Cincinnati Reds Grooving On First Place

facebooktwitterreddit

CINCINNATI–An hour or so before the Cincinnati Reds took the field for an interleague game against the Detroit Tigers, shortstop Zack Cozart mused about the pleasures of being in first place.

“It makes it fun,” Cozart said. “When the team is winning everyone’s in a good mood.”

Later that evening the Reds were having fun again, celebrating with hugs and back slaps at the Great American Ball Park as if they had just won the World Series, instead of a June game. The Reds had just won, 6-5, in 10 innings on a walk-off sacrifice bunt by Wilson Valdez. Maybe not all regular-season games are created equal.

It was the first time since 1990 that the Reds won a game in that fashion–walk-off bunt game-winning hits are rarer than walk-off homers–though it’s not something commonly discussed. Cozart was right, though, it was happy hour in the clubhouse after the victory. Something about the way, its back-and-forth nature, the extra innings, the sight of Valdez laying down a perfect bunt and Miguel Cairo sprinting for home, sliding fast-first and touching the plate with his left hand under the tag attempt by Tiger catcher Gerald Laird, all contributed to jump-start emotions.

This was one night in the long season that it felt like first place in Cincinnati. Baseball purity was in the air, with a cloudless blue sky at the start, and the temperature 80ish without humidity. The game was sold out, with 38,563 fans buying tickets.
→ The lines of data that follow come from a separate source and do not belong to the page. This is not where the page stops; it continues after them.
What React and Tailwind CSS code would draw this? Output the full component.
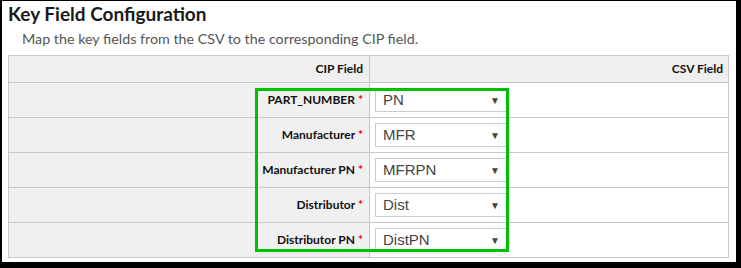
import React from 'react';

const rows = [
  { label: 'PART_NUMBER', value: 'PN' },
  { label: 'Manufacturer', value: 'MFR' },
  { label: 'Manufacturer PN', value: 'MFRPN' },
  { label: 'Distributor', value: 'Dist' },
  { label: 'Distributor PN', value: 'DistPN' },
];

const SelectBox = ({ value }) => (
  <div className="w-[132px] h-[24px] border border-[#cccccc] bg-white flex items-center justify-between pl-[7px] pr-[6px]">
    <span className="text-[15px] text-[#444] font-['Liberation_Sans',sans-serif]">{value}</span>
    <span className="text-[10px] text-[#444]">▼</span>
  </div>
);

export default function App() {
  return (
    <div className="w-[741px] h-[268px] bg-black pl-[2px] pt-[1px] pr-[5px] pb-[6px] font-['Lato',sans-serif]">
      <div className="relative h-full bg-white pl-[6px] pr-[7px]">
        {/* Title */}
        <h2 className="pt-[2px] text-[19px] leading-[21px] font-bold text-[#1a1a1a]">Key Field Configuration</h2>
        <p className="pl-[14px] pt-[7px] text-[14.3px] leading-[16px] text-[#555]">
          Map the key fields from the CSV to the corresponding CIP field.
        </p>

        {/* Mapping table */}
        <table className="mt-[8px] w-full border-collapse border border-[#c8c8c8] text-[12px] text-[#111]">
          <thead>
            <tr className="h-[27px] bg-[#efefef]">
              <th className="w-[361px] border border-[#c8c8c8] text-right pr-[6px] font-bold">CIP Field</th>
              <th className="border border-[#c8c8c8] text-right pr-[5px] font-bold">CSV Field</th>
            </tr>
          </thead>
          <tbody>
            {rows.map((row) => (
              <tr key={row.label} className="h-[35px]">
                <td className="bg-[#f0f0f0] border border-[#c8c8c8] text-right pr-[6px] font-bold">
                  {row.label} <span className="text-[#e00]">*</span>
                </td>
                <td className="bg-white border border-[#c8c8c8] pl-[5px]">
                  <SelectBox value={row.value} />
                </td>
              </tr>
            ))}
          </tbody>
        </table>

        {/* Highlight annotation */}
        <div className="absolute left-[253px] top-[87px] w-[254px] h-[164px] border-[3px] border-[#00c000] pointer-events-none" />
      </div>
    </div>
  );
}
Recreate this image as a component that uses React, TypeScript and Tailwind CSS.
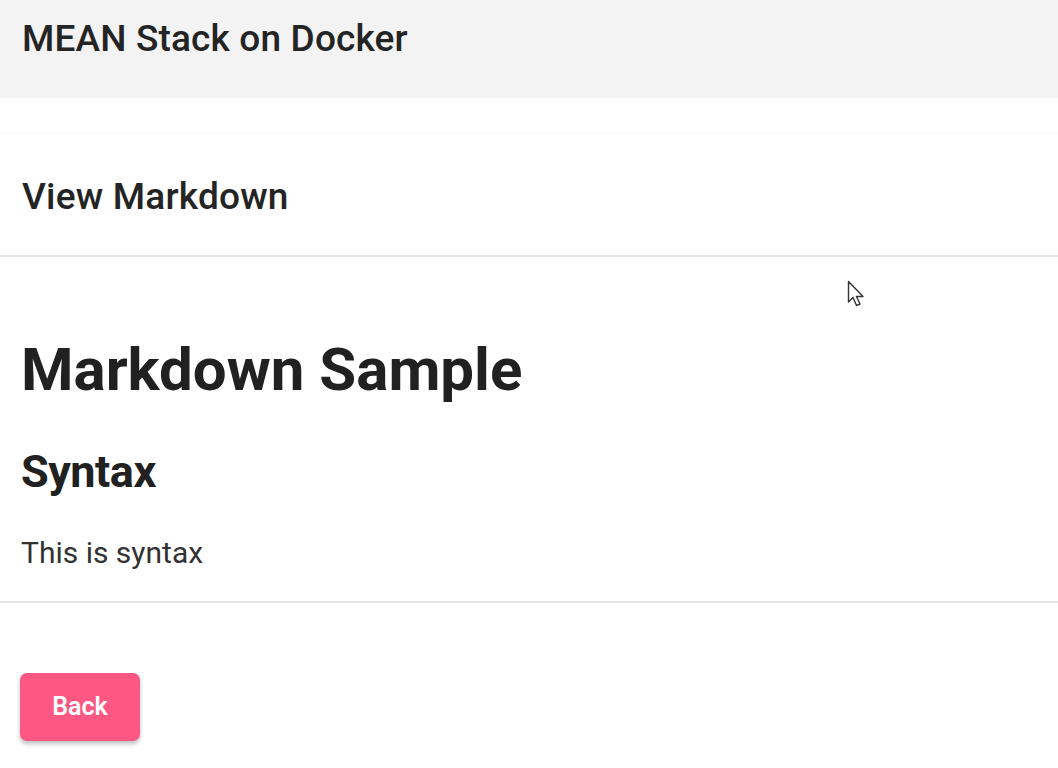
export default function App() {
  return (
    <div className="relative min-h-[768px] bg-white font-['Roboto',sans-serif] text-[#212121]">
      {/* Toolbar */}
      <header className="flex h-[98px] items-start bg-[#f3f3f3] px-[22px] pt-[15px]">
        <h1 className="text-[37px] leading-[48px] font-medium tracking-[0.15px] text-[#242424]">MEAN Stack on Docker</h1>
      </header>

      {/* Card */}
      <div className="mt-[34px] border-t border-[#f7f7fb]">
        <div className="flex h-[124px] items-center border-b-2 border-[#e6e6e6] px-[22px] pt-[5px]">
          <h2 className="text-[37px] font-medium tracking-[0.2px] text-[#242424]">View Markdown</h2>
        </div>

        <div className="border-b-2 border-[#e6e6e6] px-[21px] pt-[77px] pb-[28px]">
          <h1 className="text-[60px] leading-[72px] font-bold text-[#212121]">Markdown Sample</h1>
          <h2 className="mt-[40px] text-[45px] leading-[52px] font-bold tracking-[-0.5px] text-[#212121]">Syntax</h2>
          <p className="mt-[35px] text-[30px] leading-[40px] text-[#333]">This is syntax</p>
        </div>

        <div className="px-[20px] pt-[70px]">
          <button className="h-[68px] w-[120px] rounded-[7px] bg-[#ff5784] text-[25px] font-semibold text-white shadow-[0_3px_4px_rgba(0,0,0,0.25)]">
            Back
          </button>
        </div>
      </div>

      {/* Mouse pointer */}
      <svg className="absolute left-[847px] top-[280px]" width="20" height="30" viewBox="0 0 20 30">
        <path d="M1.5 1.5 L1.5 22 L6 17.5 L9.5 25.5 L13 24 L9.5 16.5 L16 16.5 Z" fill="#fff" stroke="#333" strokeWidth="1.4" strokeLinejoin="round" />
      </svg>
    </div>
  );
}
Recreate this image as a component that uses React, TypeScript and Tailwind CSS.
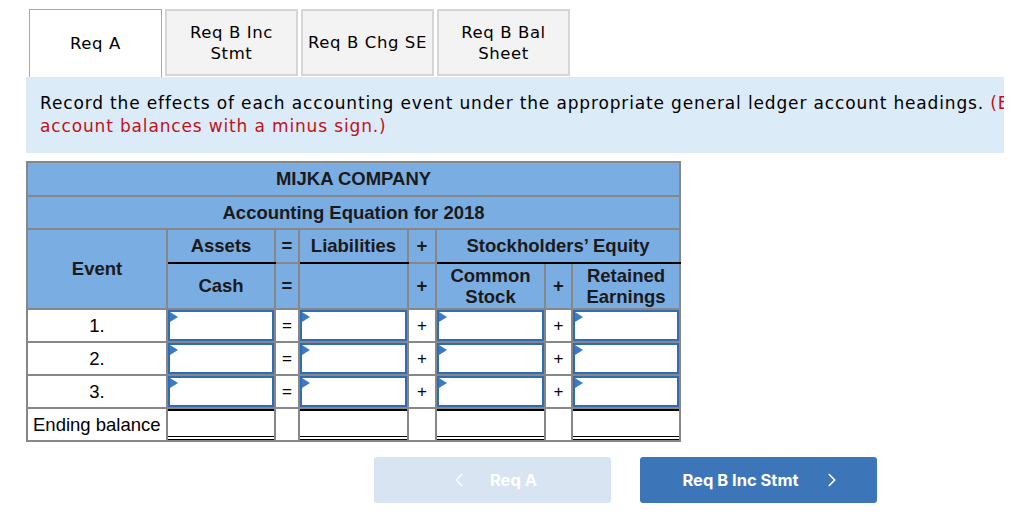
import { ChevronLeft, ChevronRight } from 'lucide-react';

const tabs = [
  { label: 'Req A', active: true },
  { label: 'Req B Inc\nStmt', active: false },
  { label: 'Req B Chg SE', active: false },
  { label: 'Req B Bal\nSheet', active: false },
];

function Tab({ label, active }: { label: string; active: boolean }) {
  return (
    <div
      className={
        active
          ? 'flex h-[68px] w-[133px] items-center justify-center whitespace-pre-line border border-b-0 border-[#a9a9a9] bg-white text-center text-[16.5px] leading-[21px] tracking-[0.6px] text-black'
          : 'flex h-[67px] w-[133px] items-center justify-center whitespace-pre-line border-2 border-[#d6d6d6] bg-[#f3f3f3] text-center text-[16.5px] leading-[21px] tracking-[0.6px] text-black'
      }
    >
      {label}
    </div>
  );
}

function InputCell() {
  return (
    <td className="border-2 border-[#878787] p-0">
      <div className="relative h-[31px] border-2 border-[#2f6cb4] bg-white">
        <span className="absolute left-0 top-0 h-0 w-0 border-y-[5px] border-l-[8px] border-y-transparent border-l-[#3b7ac6]" />
      </div>
    </td>
  );
}

function OpCell({ op }: { op: string }) {
  return <td className="border-2 border-[#878787] bg-white text-center text-[17px] text-black">{op}</td>;
}

function TotalCell() {
  return (
    <td className="border-2 border-[#878787] p-0">
      <div className="h-[31px] border-t-2 border-b-4 border-double border-t-black border-b-black bg-white" />
    </td>
  );
}

const head = 'border-2 border-[#878787] bg-[#7aade2] text-center font-bold text-[18.5px] text-[#1a1a1a]';

export default function App() {
  return (
    <div className="relative h-[524px] w-[1024px] overflow-hidden bg-white" style={{ fontFamily: '"DejaVu Sans", Verdana, sans-serif' }}>
      <div className="flex gap-[3px] pl-[29px] pt-[9px]">
        {tabs.map((t) => (
          <Tab key={t.label} label={t.label} active={t.active} />
        ))}
      </div>

      {/* the band is wider than the view in the original, so its text runs past the right edge */}
      <div className="ml-[26px] w-[978px] overflow-hidden bg-[#dcebf8]">
        <div className="w-[1200px] whitespace-nowrap pb-[15px] pl-[14px] pt-[15px] text-[17px] leading-[23px] tracking-[0.85px] text-black">
          Record the effects of each accounting event under the appropriate general ledger account headings.{' '}
          <span className="text-[#c0121b]">(Enter any decreases to</span>
          <br />
          <span className="text-[#c0121b]">account balances with a minus sign.)</span>
        </div>
      </div>

      <div className="ml-[26px] mt-[8px]" style={{ fontFamily: '"Liberation Sans", Arial, sans-serif' }}>
        <table className="w-[653px] table-fixed border-collapse">
          <colgroup>
            <col className="w-[140px]" />
            <col className="w-[108px]" />
            <col className="w-[24px]" />
            <col className="w-[109px]" />
            <col className="w-[28px]" />
            <col className="w-[109px]" />
            <col className="w-[27px]" />
            <col className="w-[108px]" />
          </colgroup>
          <tbody>
            <tr className="h-[34px]">
              <td colSpan={8} className={head}>MIJKA COMPANY</td>
            </tr>
            <tr className="h-[33px]">
              <td colSpan={8} className={head}>Accounting Equation for 2018</td>
            </tr>
            <tr className="h-[34px]">
              <td rowSpan={2} className={head}>Event</td>
              <td className={`${head} border-b-black`}>Assets</td>
              <td className={head}>=</td>
              <td className={`${head} border-b-black`}>Liabilities</td>
              <td className={head}>+</td>
              <td colSpan={3} className={`${head} border-b-black`}>Stockholders’ Equity</td>
            </tr>
            <tr className="h-[46px]">
              <td className={`${head} border-t-black`}>Cash</td>
              <td className={head}>=</td>
              <td className={`${head} border-t-black`}></td>
              <td className={head}>+</td>
              <td className={`${head} border-t-black leading-[21px]`}>
                Common
                <br />
                Stock
              </td>
              <td className={`${head} border-t-black`}>+</td>
              <td className={`${head} border-t-black leading-[21px]`}>
                Retained
                <br />
                Earnings
              </td>
            </tr>
            {['1.', '2.', '3.'].map((n) => (
              <tr key={n} className="h-[33px]">
                <td className="border-2 border-[#878787] bg-white text-center text-[18.5px] text-black">{n}</td>
                <InputCell />
                <OpCell op="=" />
                <InputCell />
                <OpCell op="+" />
                <InputCell />
                <OpCell op="+" />
                <InputCell />
              </tr>
            ))}
            <tr className="h-[33px]">
              <td className="whitespace-nowrap border-2 border-[#878787] bg-white pl-[5px] text-left text-[18.5px] text-black">Ending balance</td>
              <TotalCell />
              <OpCell op="" />
              <TotalCell />
              <OpCell op="" />
              <TotalCell />
              <OpCell op="" />
              <TotalCell />
            </tr>
          </tbody>
        </table>
      </div>

      <div className="ml-[374px] mt-[15px] flex gap-[29px]" style={{ fontFamily: 'Inter, "Liberation Sans", sans-serif' }}>
        <button className="flex h-[46px] w-[237px] items-center justify-center gap-[20px] rounded-[3px] bg-[#d8e4f2] text-[16.5px] font-bold text-white">
          <ChevronLeft className="h-[22px] w-[22px]" strokeWidth={1.75} />
          <span>Req A</span>
        </button>
        <button className="flex h-[46px] w-[237px] items-center justify-center gap-[22px] rounded-[3px] bg-[#3d76b8] pl-[8px] text-[16.5px] font-bold text-white">
          <span>Req B Inc Stmt</span>
          <ChevronRight className="h-[22px] w-[22px]" strokeWidth={1.75} />
        </button>
      </div>
    </div>
  );
}
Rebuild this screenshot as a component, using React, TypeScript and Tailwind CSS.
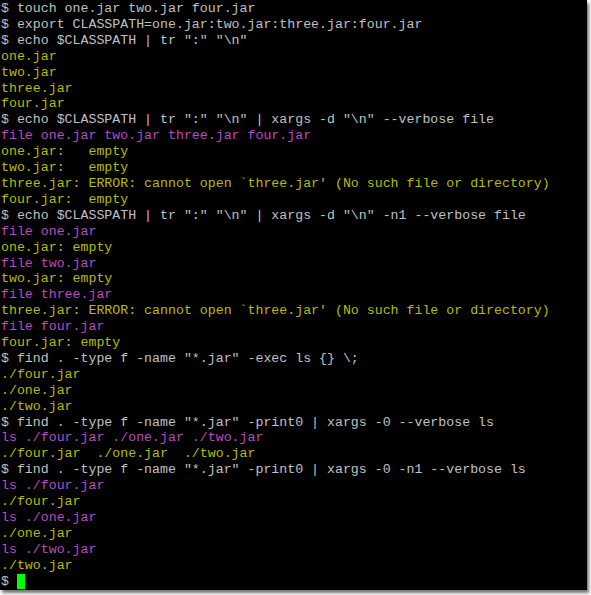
type Line = { t: string; c: "g" | "y" | "m" };

const lines: Line[] = [
  { t: "$ touch one.jar two.jar four.jar", c: "g" },
  { t: "$ export CLASSPATH=one.jar:two.jar:three.jar:four.jar", c: "g" },
  { t: '$ echo $CLASSPATH | tr ":" "\\n"', c: "g" },
  { t: "one.jar", c: "y" },
  { t: "two.jar", c: "y" },
  { t: "three.jar", c: "y" },
  { t: "four.jar", c: "y" },
  { t: '$ echo $CLASSPATH | tr ":" "\\n" | xargs -d "\\n" --verbose file', c: "g" },
  { t: "file one.jar two.jar three.jar four.jar", c: "m" },
  { t: "one.jar:   empty", c: "y" },
  { t: "two.jar:   empty", c: "y" },
  { t: "three.jar: ERROR: cannot open `three.jar' (No such file or directory)", c: "y" },
  { t: "four.jar:  empty", c: "y" },
  { t: '$ echo $CLASSPATH | tr ":" "\\n" | xargs -d "\\n" -n1 --verbose file', c: "g" },
  { t: "file one.jar", c: "m" },
  { t: "one.jar: empty", c: "y" },
  { t: "file two.jar", c: "m" },
  { t: "two.jar: empty", c: "y" },
  { t: "file three.jar", c: "m" },
  { t: "three.jar: ERROR: cannot open `three.jar' (No such file or directory)", c: "y" },
  { t: "file four.jar", c: "m" },
  { t: "four.jar: empty", c: "y" },
  { t: '$ find . -type f -name "*.jar" -exec ls {} \\;', c: "g" },
  { t: "./four.jar", c: "y" },
  { t: "./one.jar", c: "y" },
  { t: "./two.jar", c: "y" },
  { t: '$ find . -type f -name "*.jar" -print0 | xargs -0 --verbose ls', c: "g" },
  { t: "ls ./four.jar ./one.jar ./two.jar", c: "m" },
  { t: "./four.jar  ./one.jar  ./two.jar", c: "y" },
  { t: '$ find . -type f -name "*.jar" -print0 | xargs -0 -n1 --verbose ls', c: "g" },
  { t: "ls ./four.jar", c: "m" },
  { t: "./four.jar", c: "y" },
  { t: "ls ./one.jar", c: "m" },
  { t: "./one.jar", c: "y" },
  { t: "ls ./two.jar", c: "m" },
  { t: "./two.jar", c: "y" },
];

const color = {
  g: "text-[#c0c0c0]",
  y: "text-[#b8bc00]",
  m: "text-[#b84cc4]",
};

export default function App() {
  return (
    <div className="w-[591px] h-[595px] bg-white">
      <div
        className="w-[587px] h-[590px] bg-black pl-[1px] pt-[1px] shadow-[2px_3px_3px_rgba(0,0,0,0.55)] overflow-hidden"
        style={{ fontFamily: '"Liberation Mono", "Courier New", monospace' }}
      >
        <div className="text-[13.25px] leading-[15.9px] whitespace-pre">
          {lines.map((l, i) => (
            <div key={i} className={color[l.c]}>
              {l.t}
            </div>
          ))}
          <div className="flex items-center text-[#c0c0c0]">
            <span>$ </span>
            <span className="inline-block w-[8px] h-[15px] bg-[#00ff00]" />
          </div>
        </div>
      </div>
    </div>
  );
}
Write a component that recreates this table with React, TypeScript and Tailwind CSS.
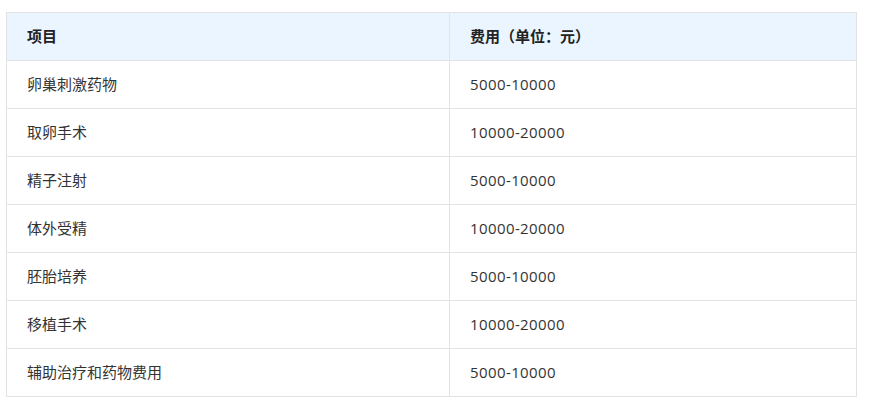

The Reds were constructed to succeed in 2012, to capture the National League Central Division and contend for the National League pennant and a spot in the World Series. But while the St. Louis Cardinals started the season en fiego, the Reds meandered through April and into May. Cincinnati was 11-11 at the end of April, then stayed within two games of .500 until May 21. Since then things have been clicking.

Starting pitching has looked stronger. First baseman Joey Votto upped his average to the neighborhood of .360, Jay Bruce has hit timely home runs, and Aroldis Chapman has emerged as a lights-out closer, his 100 mph stuff giving him a team-record 24 appearances before he surrendered his first earned run of the season Thursday. That left his ERA at 0.30 going into the Tigers game and the Reds with the knowledge that the flame-throwing southpaw could be a closer.

Streaks of one kind of another come and go, Reds manager Dusty Baker said, and half the time players, coaches and managers don’t even know about them until some sportswriter brings them up.

“All these guys don’t pay attention to half the stuff,” Baker said. “You know they all come to an end. You just let it roll.”

Just as he suggested in April when things were tough, Baker said you can’t get too enthused now when you’re in first place by a couple of games in the standings because it’s only June.

“You’ve got to stay consistent in your outlook and personality,” Baker said. “If not this game will make you schizophrenic. You’ll be a manic-depressive. I just can’t figure out why the lows feel a whole lot worse than the highs feel good.  I’ve been trying to figure that out for years.”

This game could have been one of the lows, but in a flash was converted to one of the highs. The Reds led 3-0 in the first and then 4-0. The Tigers bounced back to lead 5-4. The Reds tied it 5-5 in the eighth inning and got the winning run in the bottom of the 10th after Cairo led off with a triple to the right-field corner. In a splendid bit of base-running, Cairo’s home-plate slide following Valdez’s well-placed bunt, won the game and made the usually unheralded duo bigger one-day heroes even than Votto, who managed to blister pitches for a single, double and home run.

Baker talked about the great two innings of relief he got from Sam LeCure, the great but by Valdez, the great slide by Cairo. There was little doubt about how great Baker felt.

“That was big,” he said. “What a game.”